Today’s gospel is a challenge to consider how the above dynamic plays out in our relationships not  only to other human persons but also to God. Here, too, I am often much more like the Ruler than Zacchaeus. I want a relationship with God on my own terms. Of course I want to “experience” God in prayer, but I want the experience of intimacy while remaining separate and in control of what that relationship might ask of me. It is very difficult to dare to enter into prayer in such a way that we truly listen, with a totally willing heart, to the demands of love on us in the moment.
A central theme in the story of Zacchaeus is that of hospitality: “For I must stay in your house today!” The demands of hospitality, however, require a full and responsive presence. It means to pass over from my own self-centered projects to the appeal of the other. Yet, so often in prayer I have one eye on the clock and another on the tasks and projects before me . I remain separate, and so God seems absent.
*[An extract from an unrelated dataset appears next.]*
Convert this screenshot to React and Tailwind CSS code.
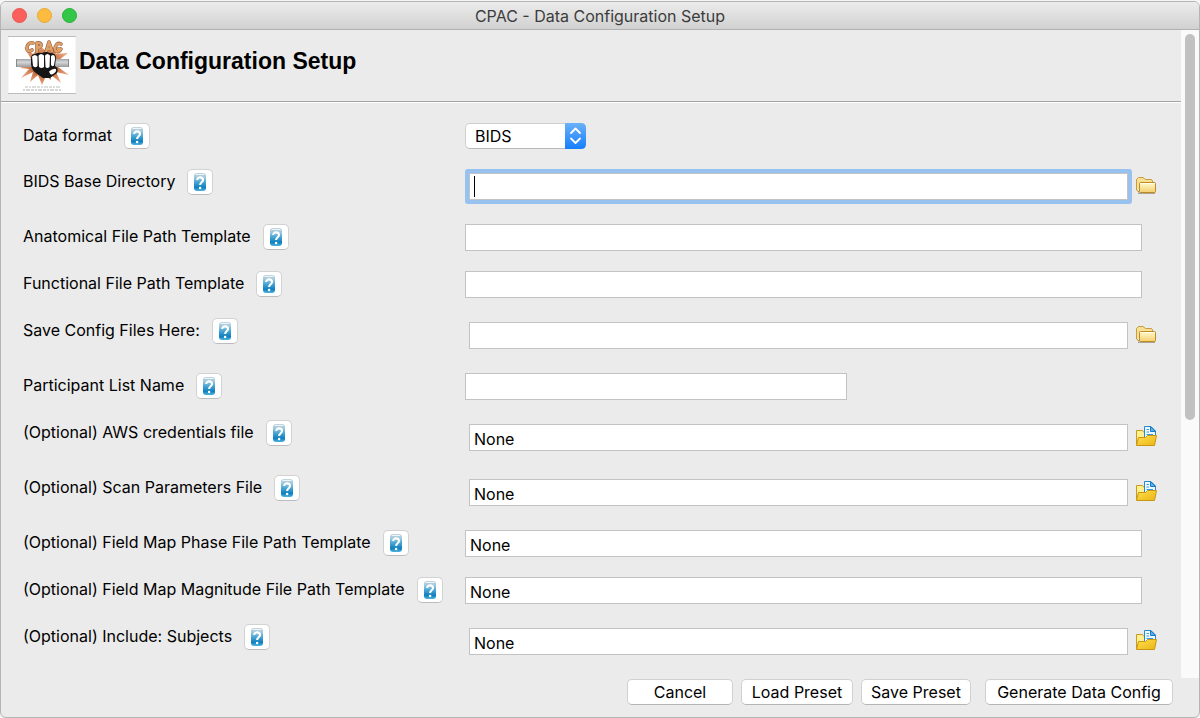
import React from 'react';

const fields = [
  { id: 'bids', label: 'BIDS Base Directory', browse: 'folder', value: '', active: true },
  { id: 'anat', label: 'Anatomical File Path Template', value: '' },
  { id: 'func', label: 'Functional File Path Template', value: '' },
  { id: 'save', label: 'Save Config Files Here:', browse: 'folder', value: '' },
  { id: 'list', label: 'Participant List Name', value: '', short: true },
  { id: 'aws', label: '(Optional) AWS credentials file', browse: 'file', value: 'None' },
  { id: 'scan', label: '(Optional) Scan Parameters File', browse: 'file', value: 'None' },
  { id: 'phase', label: '(Optional) Field Map Phase File Path Template', value: 'None' },
  { id: 'magnitude', label: '(Optional) Field Map Magnitude File Path Template', value: 'None' },
  { id: 'subjects', label: '(Optional) Include: Subjects', browse: 'file', value: 'None' },
];

function Logo() {
  return (
    <svg viewBox="0 0 68 58" className="h-[58px] w-[68px] shrink-0" aria-hidden="true">
      <defs>
        <linearGradient id="bar" x1="0" y1="0" x2="0" y2="1">
          <stop offset="0" stopColor="#a2a5a7" />
          <stop offset="0.4" stopColor="#d5d7d8" />
          <stop offset="1" stopColor="#999c9e" />
        </linearGradient>
        <radialGradient id="burst">
          <stop offset="0.3" stopColor="#8a4526" />
          <stop offset="0.65" stopColor="#d07c50" />
          <stop offset="1" stopColor="#e8a67c" />
        </radialGradient>
      </defs>
      <rect x="0.5" y="0.5" width="67" height="57" fill="#fff" />
      <path d="M0 0.5H68M0 57.5H68" stroke="#bcbcbc" />
      <path
        d="M16 11L25 18L32 10L38 15L44 10L48 18L60 17L51 24L57 27L50 31L61 39L48 36L53 47L43 39L43 44L38 40L34 49L30 39L22 46L25 36L13 42L21 33L12 32L20 28L14 23L23 23Z"
        fill="url(#burst)"
      />
      <rect x="8" y="23" width="53" height="8" rx="1" fill="url(#bar)" />
      <path d="M8.5 23v8M60.5 23v8" stroke="#8a8a8a" />
      <g fill="none" strokeLinecap="round" strokeLinejoin="round">
        <path d="M25 7C21 6 19 9 19 12S21 16 24 14M29 16V7C34 6 35 11 29 12M38 16L41 6L44 15M39 13H43M53 8C49 6 47 10 47 13S51 17 53 13H50" stroke="#94603f" strokeWidth="3.6" />
        <path d="M25 7C21 6 19 9 19 12S21 16 24 14M29 16V7C34 6 35 11 29 12M38 16L41 6L44 15M39 13H43M53 8C49 6 47 10 47 13S51 17 53 13H50" stroke="#e0a068" strokeWidth="2.4" />
      </g>
      <path d="M23 23Q23 18 27 18Q31 16 34 17Q38 15 42 17Q48 17 48 22L47 30Q51 32 49 37L42 42L35 42L28 37Q22 33 23 23Z" fill="#161616" />
      <path d="M24 20.5Q27 17.5 29.5 20.5V30Q27.5 32.5 25 30ZM30.5 19.5Q33 16.5 36 19.5V31Q33.5 33 31 31ZM37 19.5Q39.5 16.5 42 19.5L41.5 31Q39 33 37.5 31ZM43 20Q46.5 17.5 47.2 22L46 29.5Q44 31 43 29Z" fill="#fff" />
      <path d="M41 35.5Q45 32 48 33Q49 36 44 38.5Q42 39 41 35.5Z" fill="#fff" />
      <path d="M17 51H53" stroke="#bcbcbc" strokeWidth="1" strokeDasharray="3 1 2 1 4 1" />
      <path d="M15 54H54" stroke="#adadad" strokeWidth="1" strokeDasharray="2 1 4 1 3 1" />
    </svg>
  );
}

function HelpButton({ topic }) {
  return (
    <button
      type="button"
      aria-label={`Help: ${topic}`}
      className="flex h-[26px] w-[26px] shrink-0 items-center justify-center rounded-[5px] border border-[#d2d2d2] border-b-[#bcbcbc] bg-white"
    >
      <svg viewBox="0 0 14 20" className="h-5 w-3.5" aria-hidden="true">
        <defs>
          <linearGradient id="help" x1="0" y1="0" x2="0" y2="1">
            <stop offset="0" stopColor="#c5d4dc" />
            <stop offset="0.25" stopColor="#9cc8de" />
            <stop offset="0.5" stopColor="#4aa6d4" />
            <stop offset="0.8" stopColor="#0f7fbe" />
            <stop offset="1" stopColor="#4fb5e0" />
          </linearGradient>
        </defs>
        <rect x="1" y="1" width="12" height="18" rx="3" fill="url(#help)" />
        <path d="M3 2.5h8" stroke="#eff5f7" strokeLinecap="round" />
        <path d="M4.2 8C4.2 4.5 10 4.6 10 8C10 10.3 7.1 10.3 7.1 13" fill="none" stroke="#fff" strokeWidth="2.1" />
        <circle cx="7.1" cy="16" r="1.3" fill="#fff" />
      </svg>
    </button>
  );
}

function BrowseIcon({ kind }) {
  return (
    <svg viewBox="0 0 22 22" className="h-[22px] w-[22px]" aria-hidden="true">
      <defs>
        <linearGradient id="folder" x1="0" y1="0" x2="0" y2="1">
          <stop offset="0" stopColor="#fffbd0" />
          <stop offset="1" stopColor="#f3cf6b" />
        </linearGradient>
        <linearGradient id="open" x1="0" y1="0" x2="1" y2="1">
          <stop offset="0" stopColor="#ffe04f" />
          <stop offset="1" stopColor="#ebb414" />
        </linearGradient>
      </defs>
      {kind === 'folder' ? (
        <>
          <path d="M3 19.3H20" stroke="#aaa497" strokeWidth="1.4" />
          <path d="M1.5 16V5.5L3.5 3.5H8L10.5 5.5H16.5L17.5 7V9" fill="#f8df91" stroke="#c79b42" />
          <path d="M1.5 16L4 18" stroke="#b98928" />
          <rect x="4.5" y="8.5" width="16" height="10" rx="1" fill="url(#folder)" stroke="#bd8b23" />
          <path d="M6 9.5H19" stroke="#fffde8" />
        </>
      ) : (
        <>
          <path d="M1.5 20V5.5H7.5L9 7.5H17.5V12" fill="#fff08f" stroke="#c99a22" />
          <path d="M9.5 12.5V1.5H16L20.5 6V12.5" fill="#eef8ff" stroke="#2688ce" />
          <path d="M15.5 1.5V6.5H20.5Z" fill="#5fb0e8" stroke="#197bc4" />
          <path d="M11.5 4.5H14M11.5 7H14M11.5 9.5H18" stroke="#3d9bdb" strokeWidth="1.2" />
          <path d="M1.5 20.5L3.5 12.5H10.5L12.5 10.5H21.5L19.5 20.5Z" fill="url(#open)" stroke="#c99612" />
        </>
      )}
    </svg>
  );
}

function FieldLabel({ id, children }) {
  return (
    <div className="flex w-[442px] shrink-0 items-start gap-3">
      <label htmlFor={id} className="whitespace-nowrap leading-6">
        {children}
      </label>
      <HelpButton topic={children} />
    </div>
  );
}

const inputClass = 'h-[27px] w-full border border-[#c3c3c3] bg-white px-1 pt-[3px] text-base leading-5 outline-none';

function FieldRow({ field }) {
  const { id, label, browse, value, active, short } = field;
  return (
    <div className="flex items-start pb-5">
      <FieldLabel id={id}>{label}</FieldLabel>
      {browse ? (
        <div className="flex flex-1 items-center gap-[3px] pr-6">
          <div className={active ? 'relative flex-1 rounded-[3px] bg-[#97c2f0] p-1' : 'flex-1 p-1'}>
            <input id={id} type="text" defaultValue={value} className={`${inputClass} block`} />
            {active && <span className="absolute left-[9px] top-[7px] h-[21px] w-px bg-black" />}
          </div>
          <button type="button" aria-label={`Browse: ${label}`} className="shrink-0 pb-[3px]">
            <BrowseIcon kind={browse} />
          </button>
        </div>
      ) : (
        <div className="flex-1 pr-[39px]">
          <input id={id} type="text" defaultValue={value} className={`${inputClass} block ${short ? 'max-w-[382px]' : ''}`} />
        </div>
      )}
    </div>
  );
}

const actionClass =
  'h-[26px] rounded-[5px] border border-[#d0d0d0] border-b-[#b5b5b5] bg-white text-base leading-6 whitespace-nowrap';

export default function App() {
  return (
    <div className="h-screen bg-[#f5f5f5] pt-px font-['Inter',sans-serif] text-base text-black">
      <div className="flex h-full flex-col overflow-hidden rounded-[6px] border border-[#b4b4b4] bg-[#ebebeb]">
        <header className="grid h-7 shrink-0 grid-cols-[1fr_auto_1fr] items-center border-b border-[#b1b1b1] bg-linear-to-b from-[#ececec] to-[#d1d1d1]">
          <div className="flex gap-2.5 pl-[11px]">
            <button type="button" aria-label="Close" className="h-[15px] w-[15px] rounded-full border border-[#e9544f] bg-[#fc605c]" />
            <button type="button" aria-label="Minimize" className="h-[15px] w-[15px] rounded-full border border-[#e5a935] bg-[#fdbc40]" />
            <button type="button" aria-label="Zoom" className="h-[15px] w-[15px] rounded-full border border-[#2bae3a] bg-[#33c748]" />
          </div>
          <p className="text-[#3c3c3c]">CPAC - Data Configuration Setup</p>
        </header>

        <div className="flex min-h-0 flex-1">
          <main className="min-w-0 flex-1 overflow-hidden">
            <div className="flex gap-[3px] border-b border-[#a3a3a3] px-[7px] pb-[7px] pt-1.5">
              <Logo />
              <h1 className="pt-[11px] font-['Liberation_Sans',sans-serif] text-[23px] leading-7 font-bold">
                Data Configuration Setup
              </h1>
            </div>
            <form className="border-t border-white pl-[22px] pt-5">
              <div className="flex items-start pb-5">
                <FieldLabel id="format">Data format</FieldLabel>
                <div className="relative">
                  <select
                    id="format"
                    className="block h-[26px] w-[121px] appearance-none rounded-[5px] border border-[#cfcfcf] border-b-[#b8b8b8] bg-white pl-[9px] text-base leading-6 outline-none"
                  >
                    <option>BIDS</option>
                  </select>
                  <svg viewBox="0 0 21 26" className="pointer-events-none absolute right-0 top-0 h-[26px] w-[21px]" aria-hidden="true">
                    <defs>
                      <linearGradient id="arrows" x1="0" y1="0" x2="0" y2="1">
                        <stop offset="0" stopColor="#6bb1fa" />
                        <stop offset="1" stopColor="#157efb" />
                      </linearGradient>
                    </defs>
                    <path d="M0 0H16Q21 0 21 5V21Q21 26 16 26H0Z" fill="url(#arrows)" />
                    <path d="M6 10L10.5 5.5L15 10M6 15.5L10.5 20L15 15.5" fill="none" stroke="#fff" strokeWidth="1.8" strokeLinecap="round" strokeLinejoin="round" />
                  </svg>
                </div>
              </div>
              {fields.map((field) => (
                <FieldRow key={field.id} field={field} />
              ))}
            </form>
          </main>
          <div className="flex w-[18px] shrink-0 justify-center bg-[#fafafa] pt-1">
            <div className="h-3/5 w-2.5 rounded-full bg-[#c1c1c1]" />
          </div>
        </div>

        <footer className="flex shrink-0 justify-end gap-2 pb-3 pr-[26px] pt-px">
          <button type="button" className={`${actionClass} w-[106px]`}>Cancel</button>
          <button type="button" className={`${actionClass} w-28`}>Load Preset</button>
          <button type="button" className={`${actionClass} w-[110px]`}>Save Preset</button>
          <button type="button" className={`${actionClass} ml-1.5 w-[188px]`}>Generate Data Config</button>
        </footer>
      </div>
    </div>
  );
}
This sense of absence is due, at least in part, to my refusal to love with a wholehearted hospitality and willingness to hear and respond to what love asks of me.
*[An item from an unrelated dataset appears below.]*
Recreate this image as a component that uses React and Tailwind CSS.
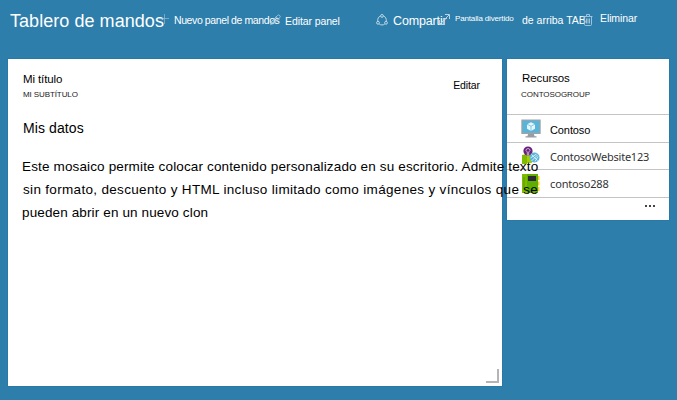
const Label = ({ className = "", children }) => (
  <span className={`block whitespace-nowrap shrink-0 ${className}`}>{children}</span>
);

const PlusIcon = () => (
  <svg viewBox="0 0 10 10" className="mt-[14px] h-[10px] w-[10px] shrink-0" stroke="#9cc4dc" strokeOpacity=".6" fill="none">
    <path d="M5.500 0v10M0 4.500h10" />
  </svg>
);

const PencilIcon = () => (
  <svg viewBox="0 0 11 11" className="mt-[14px] h-[11px] w-[11px] shrink-0" stroke="#a9cbe0" strokeWidth=".9" fill="none">
    <path d="M.6 10.400l1-3 5.900-5.900a1.500 1.500 0 0 1 2.200 2.200L3.700 9.500zM1.600 7.400l2.100 2.100M6.200 2.800l2.200 2.200" />
  </svg>
);

const ShareIcon = () => (
  <svg viewBox="0 0 12 12" className="mt-[14px] h-3 w-3 shrink-0" stroke="#c3dbe9" strokeWidth=".95" fill="none">
    <path d="M4.300 2.100C2.500 2.800 1.600 4.500 1.700 7M7.700 2.100c1.800.7 2.700 2.400 2.600 4.900M3.300 10.200c1.700 1 3.700 1 5.400 0" />
    <circle cx="6" cy="1.900" r="1.400" />
    <circle cx="2" cy="8.800" r="1.400" />
    <circle cx="10" cy="8.800" r="1.400" />
  </svg>
);

const ExpandIcon = () => (
  <svg viewBox="0 0 11 11" className="mt-[14px] h-[11px] w-[11px] shrink-0" stroke="#b9d5e5" fill="none">
    <path d="M1 10L10 1M6 .500h4.500v4.500M.500 6v4.500h4.500" />
  </svg>
);

const TrashIcon = () => (
  <svg viewBox="0 0 10 12" className="mt-[14px] h-3 w-[10px] shrink-0" stroke="#a9cbe0" fill="none">
    <path d="M.5 2.500h9M3.500 2V.500h3V2M1.500 2.500v8q0 1 1 1h5q1 0 1-1v-8M3.500 4.500v5M5 4.500v5M6.500 4.500v5" strokeWidth=".9" />
  </svg>
);

const MonitorIcon = () => (
  <svg viewBox="0 0 20 20" className="h-5 w-5 shrink-0">
    <rect x=".3" y=".5" width="19.400" height="14.500" fill="#a0a3a5" />
    <rect x="1.500" y="1.700" width="17" height="12" fill="#59b4d9" />
    <path d="M7 15h6l.5 2.200H15.500V18.500h-11v-1.300h2z" fill="#999da0" />
    <path d="M10 3.200l4 2v4.600l-4 2.200-4-2.200V5.200z" fill="#e8f6fb" />
    <path d="M6 5.200l4 2 4-2M10 7.200V12" stroke="#59b4d9" strokeWidth=".7" fill="none" />
  </svg>
);

const WebsiteIcon = () => (
  <svg viewBox="0 0 20 20" className="h-5 w-5 shrink-0">
    <path d="M1 9l5-1v10H1z" fill="#7fba00" />
    <path d="M6 9h5v8H6z" fill="#a5ce00" />
    <circle cx="7" cy="5" r="4.600" fill="#68217a" />
    <path d="M5 4.500a2 2 0 1 1 4 0L7.700 6v3H6.300V6z" fill="none" stroke="#dac5df" strokeWidth=".8" />
    <circle cx="13.500" cy="11.500" r="5" fill="#59b4d9" />
    <path d="M9.500 12l6-4M10.500 15l6-6M14 15.500l3-5M10.500 8.500l6 6" stroke="#e0f2fa" strokeWidth=".9" />
  </svg>
);

const BoardIcon = () => (
  <svg viewBox="0 0 20 20" className="h-5 w-5 shrink-0">
    <path d="M16 2h2.500v4H16zM16 7.500h2.500v4H16zM16 13h2.500v4H16z" fill="#fcd116" />
    <path d="M1 0h16v19H1z" fill="#5fae00" />
    <path d="M1 0h5v19H1z" fill="#7fba00" />
    <path d="M7 2h8v5H7z" fill="#292c36" />
    <path d="M3 3v12M5 16h8" stroke="#449500" fill="none" strokeWidth=".8" />
  </svg>
);

function Toolbar() {
  return (
    <header className="flex h-[59px] items-start pl-[10px] text-white">
      <Label className="w-[149px] pt-[10px] text-[18px] leading-[22px] tracking-[0.05px]">Tablero de mandos</Label>
      <PlusIcon />
      <Label className="ml-[5px] w-[96px] pt-[13px] text-[10.5px] leading-[15px] tracking-[-0.4px]">Nuevo panel de mandos</Label>
      <PencilIcon />
      <Label className="ml-[4px] w-[91px] pt-[14px] text-[10.5px] leading-[15px] tracking-[-0.1px]">Editar panel</Label>
      <ShareIcon />
      <Label className="ml-[5px] w-[46px] pt-[13px] text-[12.5px] leading-[17px] tracking-[-0.15px]">Compartir</Label>
      <ExpandIcon />
      <Label className="ml-[5px] w-[67px] pt-[13px] text-[8px] leading-[12px] tracking-[-0.15px]">Pantalla divertido</Label>
      <Label className="w-[61px] pt-[13px] text-[10.5px] leading-[15px]">de arriba TAB</Label>
      <TrashIcon />
      <Label className="ml-[7px] pt-[11px] text-[10.5px] leading-[15px] tracking-[-0.1px]">Eliminar</Label>
    </header>
  );
}

function CustomTile() {
  return (
    <section className="relative z-10 flex h-[327px] w-[494px] shrink-0 flex-col bg-white pl-[15px] shadow-[0_0_0_1px_#1d6f9e55]">
      <div className="flex justify-between pr-[22px]">
        <div>
          <Label className="mt-[13px] text-[11.5px] leading-[15px] tracking-[-0.1px]">Mi título</Label>
          <Label className="mt-[3px] text-[8px] leading-[10px] tracking-[-0.1px] text-[#222]">MI SUBTÍTULO</Label>
        </div>
        <Label className="mt-[19px] text-[10.5px] leading-[15px] tracking-[-0.1px]">Editar</Label>
      </div>
      <Label className="mt-[19px] text-[14px] leading-[18px] tracking-[0.1px]">Mis datos</Label>
      <div className="-ml-px mt-[18px] text-[13.5px] leading-[23px]">
        <Label className="tracking-[0.145px]">Este mosaico permite colocar contenido personalizado en su escritorio. Admite texto</Label>
        <Label className="pl-px tracking-[0.32px]">sin formato, descuento y HTML incluso limitado como imágenes y vínculos que se</Label>
        <Label className="tracking-[0.13px]">pueden abrir en un nuevo clon</Label>
      </div>
      <div className="mb-[3px] mr-[3px] mt-auto h-[14px] w-[13px] self-end border-b-2 border-r-2 border-[#b5b5b5]" />
    </section>
  );
}

function ResourcesTile() {
  return (
    <section className="flex h-[161px] w-[162px] shrink-0 flex-col bg-white shadow-[0_0_0_1px_#1d6f9e55]">
      <div className="h-[55px] pl-[14px] pt-[12px]">
        <Label className="pl-px text-[11.5px] leading-[15px] tracking-[-0.1px]">Recursos</Label>
        <Label className="mt-[4px] text-[8px] leading-[10px] tracking-[-0.05px] text-[#222]">CONTOSOGROUP</Label>
      </div>
      <div className="flex h-[28px] items-center border-t border-[#c4c4c4] pl-[14px]">
        <MonitorIcon />
        <Label className="ml-[9px] pt-[3px] text-[11px] leading-[15px] tracking-[-0.1px]">Contoso</Label>
      </div>
      <div className="flex h-[27px] items-center border-t border-[#c4c4c4] pl-[14px]">
        <WebsiteIcon />
        <Label className="ml-[9px] font-['Noto_Sans',sans-serif] text-[11px] leading-[15px] tracking-[-0.24px] text-[#333]">ContosoWebsite123</Label>
      </div>
      <div className="flex h-[28px] items-center border-t border-[#c4c4c4] pl-[14px]">
        <BoardIcon />
        <Label className="ml-[9px] font-['Noto_Sans',sans-serif] text-[11px] leading-[15px] tracking-[-0.15px] text-[#333]">contoso288</Label>
      </div>
      <div className="flex flex-1 justify-end gap-[2px] border-t border-[#c4c4c4] pr-[14px] pt-[7px]">
        <i className="h-[2px] w-[2px] bg-[#444]" />
        <i className="h-[2px] w-[2px] bg-[#444]" />
        <i className="h-[2px] w-[2px] bg-[#444]" />
      </div>
    </section>
  );
}

export default function App() {
  return (
    <div className="h-[400px] w-[677px] overflow-hidden bg-[#2d7eab] font-['Liberation_Sans',Arial,sans-serif] text-black">
      <Toolbar />
      <main className="flex items-start gap-[5px] pl-[8px]">
        <CustomTile />
        <ResourcesTile />
      </main>
    </div>
  );
}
For both characters in Luke 18, as for us, “the one thing remaining” if we are to know eternal life is to release our hold on our possessions, including the possession of our own lives. It is dare to try to love “with all our heart, and soul, and mind, and strength.” In the words of St. Francis: “It is in dying that we are born to eternal life.”

Here comes Jesus, who sees this person and speaks to him in the light of glory, saying that according to his divinity he is infinite, incomprehensible, inaccessible, and fathomless, transcending all created light and every finite concept. This is the highest knowledge of God that a person can acquire in the active life, namely, that the person acknowledges in the light of faith that God is incomprehensible and unknowable. In this light Christ says to this person’s desire, “Come down quickly, for I must stay at your house today” (Lk 19:5). This quick descent is nothing other than a desirous and loving immersion into the abyss of the Godhead, where no understanding which requires created light can reach. But where understanding remains without, desire and love enter within.

When the soul thus inclines toward God with love and intent above all that it understands, then it abides in God and God in it. When the soul ascends with desire above the multiplicity of the created order, above the activity of the senses and above all natural light, then it meets Christ in the light of faith; it becomes enlightened and confesses that God is unknowable and incomprehensible. When the soul inclines with desire toward this incomprehensible God, then it meets Christ and is filled with his gifts. When it loves and is at rest above all gifts, above itself, and above all creatures, then it abides in God and God in it. This is how we are are to meet Christ at the highest level of the active life.